>> Start Provided material
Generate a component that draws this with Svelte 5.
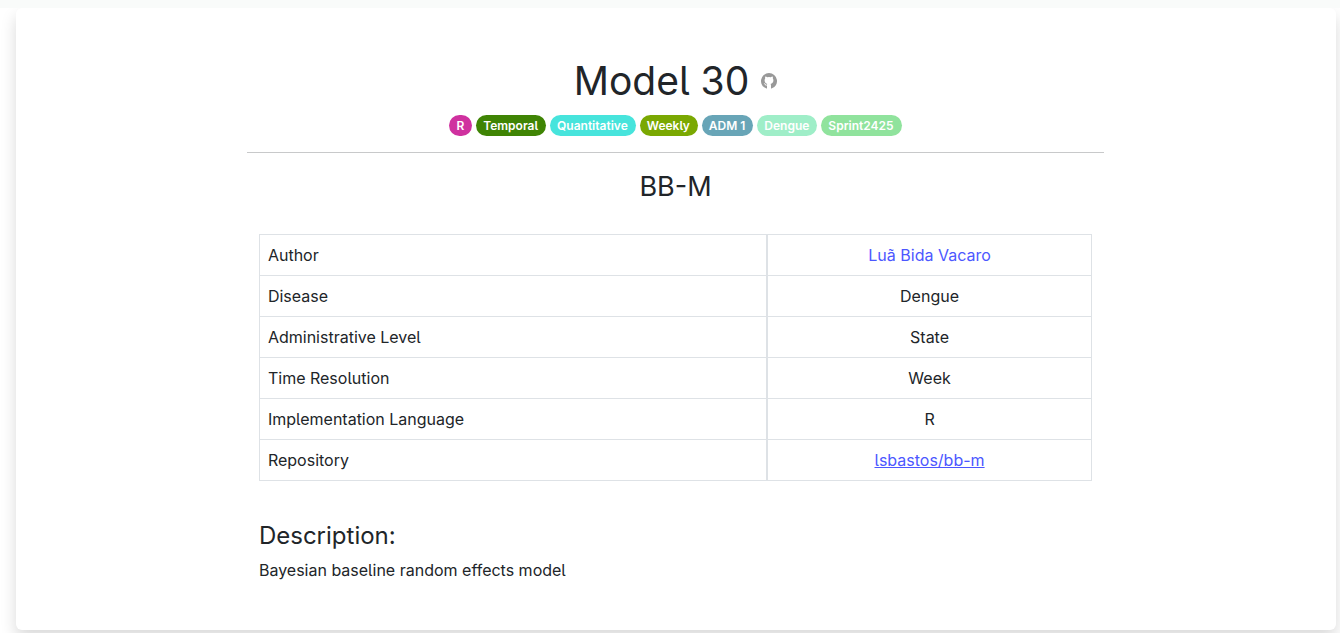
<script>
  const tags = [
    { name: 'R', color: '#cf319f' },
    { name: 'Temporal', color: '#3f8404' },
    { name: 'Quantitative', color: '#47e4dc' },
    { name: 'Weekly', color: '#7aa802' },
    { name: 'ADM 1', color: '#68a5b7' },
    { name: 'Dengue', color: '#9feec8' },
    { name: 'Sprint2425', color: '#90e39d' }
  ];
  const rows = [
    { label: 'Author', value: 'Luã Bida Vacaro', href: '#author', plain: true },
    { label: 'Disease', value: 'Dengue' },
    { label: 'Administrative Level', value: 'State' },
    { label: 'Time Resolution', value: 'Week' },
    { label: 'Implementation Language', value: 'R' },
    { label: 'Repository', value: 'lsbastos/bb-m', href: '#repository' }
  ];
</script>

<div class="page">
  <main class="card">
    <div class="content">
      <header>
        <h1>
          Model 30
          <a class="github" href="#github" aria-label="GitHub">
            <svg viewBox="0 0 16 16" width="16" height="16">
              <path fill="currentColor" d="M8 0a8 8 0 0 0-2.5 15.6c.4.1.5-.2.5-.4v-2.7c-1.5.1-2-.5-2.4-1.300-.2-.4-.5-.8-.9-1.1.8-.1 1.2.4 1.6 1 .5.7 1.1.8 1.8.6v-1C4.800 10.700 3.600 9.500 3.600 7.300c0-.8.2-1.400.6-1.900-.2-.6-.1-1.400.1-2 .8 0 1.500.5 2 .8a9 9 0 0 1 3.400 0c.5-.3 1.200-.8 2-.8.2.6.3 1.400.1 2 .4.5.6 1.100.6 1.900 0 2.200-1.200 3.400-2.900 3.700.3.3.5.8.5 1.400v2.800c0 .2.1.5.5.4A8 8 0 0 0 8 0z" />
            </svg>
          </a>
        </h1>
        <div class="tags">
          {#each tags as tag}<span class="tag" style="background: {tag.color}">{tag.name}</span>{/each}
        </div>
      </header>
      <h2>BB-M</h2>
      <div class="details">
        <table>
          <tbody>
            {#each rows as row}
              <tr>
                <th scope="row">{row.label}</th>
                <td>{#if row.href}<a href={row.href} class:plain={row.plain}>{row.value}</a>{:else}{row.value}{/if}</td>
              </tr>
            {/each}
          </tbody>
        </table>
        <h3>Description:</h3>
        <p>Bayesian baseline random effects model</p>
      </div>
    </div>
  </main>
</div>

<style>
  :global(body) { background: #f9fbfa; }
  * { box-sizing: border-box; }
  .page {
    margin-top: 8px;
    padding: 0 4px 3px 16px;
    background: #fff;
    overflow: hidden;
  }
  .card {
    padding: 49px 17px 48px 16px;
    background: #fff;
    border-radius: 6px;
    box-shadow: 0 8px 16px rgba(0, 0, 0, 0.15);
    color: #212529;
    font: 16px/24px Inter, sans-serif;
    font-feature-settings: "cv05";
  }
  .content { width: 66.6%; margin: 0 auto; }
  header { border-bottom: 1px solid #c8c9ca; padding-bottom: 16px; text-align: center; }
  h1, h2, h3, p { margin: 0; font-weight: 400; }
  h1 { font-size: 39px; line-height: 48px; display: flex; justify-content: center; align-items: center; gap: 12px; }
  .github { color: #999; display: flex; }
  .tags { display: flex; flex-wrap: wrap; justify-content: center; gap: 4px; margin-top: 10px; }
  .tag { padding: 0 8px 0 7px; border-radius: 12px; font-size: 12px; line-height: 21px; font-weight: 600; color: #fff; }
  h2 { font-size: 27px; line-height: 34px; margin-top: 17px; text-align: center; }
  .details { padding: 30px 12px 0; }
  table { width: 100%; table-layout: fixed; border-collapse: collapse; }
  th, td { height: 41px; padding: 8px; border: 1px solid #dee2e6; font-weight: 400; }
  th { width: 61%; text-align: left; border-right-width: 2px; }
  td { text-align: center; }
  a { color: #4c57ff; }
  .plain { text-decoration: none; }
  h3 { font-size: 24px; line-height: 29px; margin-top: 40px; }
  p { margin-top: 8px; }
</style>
>> End Provided material
▸ Exercise:
Copy out the data above exactly, except the pictures.

▸ The answer:
Generate a component that draws this with Svelte 5.
<script>
  const tags = [
    { name: 'R', color: '#cf319f' },
    { name: 'Temporal', color: '#3f8404' },
    { name: 'Quantitative', color: '#47e4dc' },
    { name: 'Weekly', color: '#7aa802' },
    { name: 'ADM 1', color: '#68a5b7' },
    { name: 'Dengue', color: '#9feec8' },
    { name: 'Sprint2425', color: '#90e39d' }
  ];
  const rows = [
    { label: 'Author', value: 'Luã Bida Vacaro', href: '#author', plain: true },
    { label: 'Disease', value: 'Dengue' },
    { label: 'Administrative Level', value: 'State' },
    { label: 'Time Resolution', value: 'Week' },
    { label: 'Implementation Language', value: 'R' },
    { label: 'Repository', value: 'lsbastos/bb-m', href: '#repository' }
  ];
</script>

<div class="page">
  <main class="card">
    <div class="content">
      <header>
        <h1>
          Model 30
          <a class="github" href="#github" aria-label="GitHub">
            <svg viewBox="0 0 16 16" width="16" height="16">
              <path fill="currentColor" d="M8 0a8 8 0 0 0-2.5 15.6c.4.1.5-.2.5-.4v-2.7c-1.5.1-2-.5-2.4-1.300-.2-.4-.5-.8-.9-1.1.8-.1 1.2.4 1.6 1 .5.7 1.1.8 1.8.6v-1C4.800 10.700 3.600 9.500 3.600 7.300c0-.8.2-1.400.6-1.900-.2-.6-.1-1.400.1-2 .8 0 1.500.5 2 .8a9 9 0 0 1 3.400 0c.5-.3 1.200-.8 2-.8.2.6.3 1.400.1 2 .4.5.6 1.100.6 1.900 0 2.200-1.200 3.400-2.900 3.700.3.3.5.8.5 1.400v2.800c0 .2.1.5.5.4A8 8 0 0 0 8 0z" />
            </svg>
          </a>
        </h1>
        <div class="tags">
          {#each tags as tag}<span class="tag" style="background: {tag.color}">{tag.name}</span>{/each}
        </div>
      </header>
      <h2>BB-M</h2>
      <div class="details">
        <table>
          <tbody>
            {#each rows as row}
              <tr>
                <th scope="row">{row.label}</th>
                <td>{#if row.href}<a href={row.href} class:plain={row.plain}>{row.value}</a>{:else}{row.value}{/if}</td>
              </tr>
            {/each}
          </tbody>
        </table>
        <h3>Description:</h3>
        <p>Bayesian baseline random effects model</p>
      </div>
    </div>
  </main>
</div>

<style>
  :global(body) { background: #f9fbfa; }
  * { box-sizing: border-box; }
  .page {
    margin-top: 8px;
    padding: 0 4px 3px 16px;
    background: #fff;
    overflow: hidden;
  }
  .card {
    padding: 49px 17px 48px 16px;
    background: #fff;
    border-radius: 6px;
    box-shadow: 0 8px 16px rgba(0, 0, 0, 0.15);
    color: #212529;
    font: 16px/24px Inter, sans-serif;
    font-feature-settings: "cv05";
  }
  .content { width: 66.6%; margin: 0 auto; }
  header { border-bottom: 1px solid #c8c9ca; padding-bottom: 16px; text-align: center; }
  h1, h2, h3, p { margin: 0; font-weight: 400; }
  h1 { font-size: 39px; line-height: 48px; display: flex; justify-content: center; align-items: center; gap: 12px; }
  .github { color: #999; display: flex; }
  .tags { display: flex; flex-wrap: wrap; justify-content: center; gap: 4px; margin-top: 10px; }
  .tag { padding: 0 8px 0 7px; border-radius: 12px; font-size: 12px; line-height: 21px; font-weight: 600; color: #fff; }
  h2 { font-size: 27px; line-height: 34px; margin-top: 17px; text-align: center; }
  .details { padding: 30px 12px 0; }
  table { width: 100%; table-layout: fixed; border-collapse: collapse; }
  th, td { height: 41px; padding: 8px; border: 1px solid #dee2e6; font-weight: 400; }
  th { width: 61%; text-align: left; border-right-width: 2px; }
  td { text-align: center; }
  a { color: #4c57ff; }
  .plain { text-decoration: none; }
  h3 { font-size: 24px; line-height: 29px; margin-top: 40px; }
  p { margin-top: 8px; }
</style>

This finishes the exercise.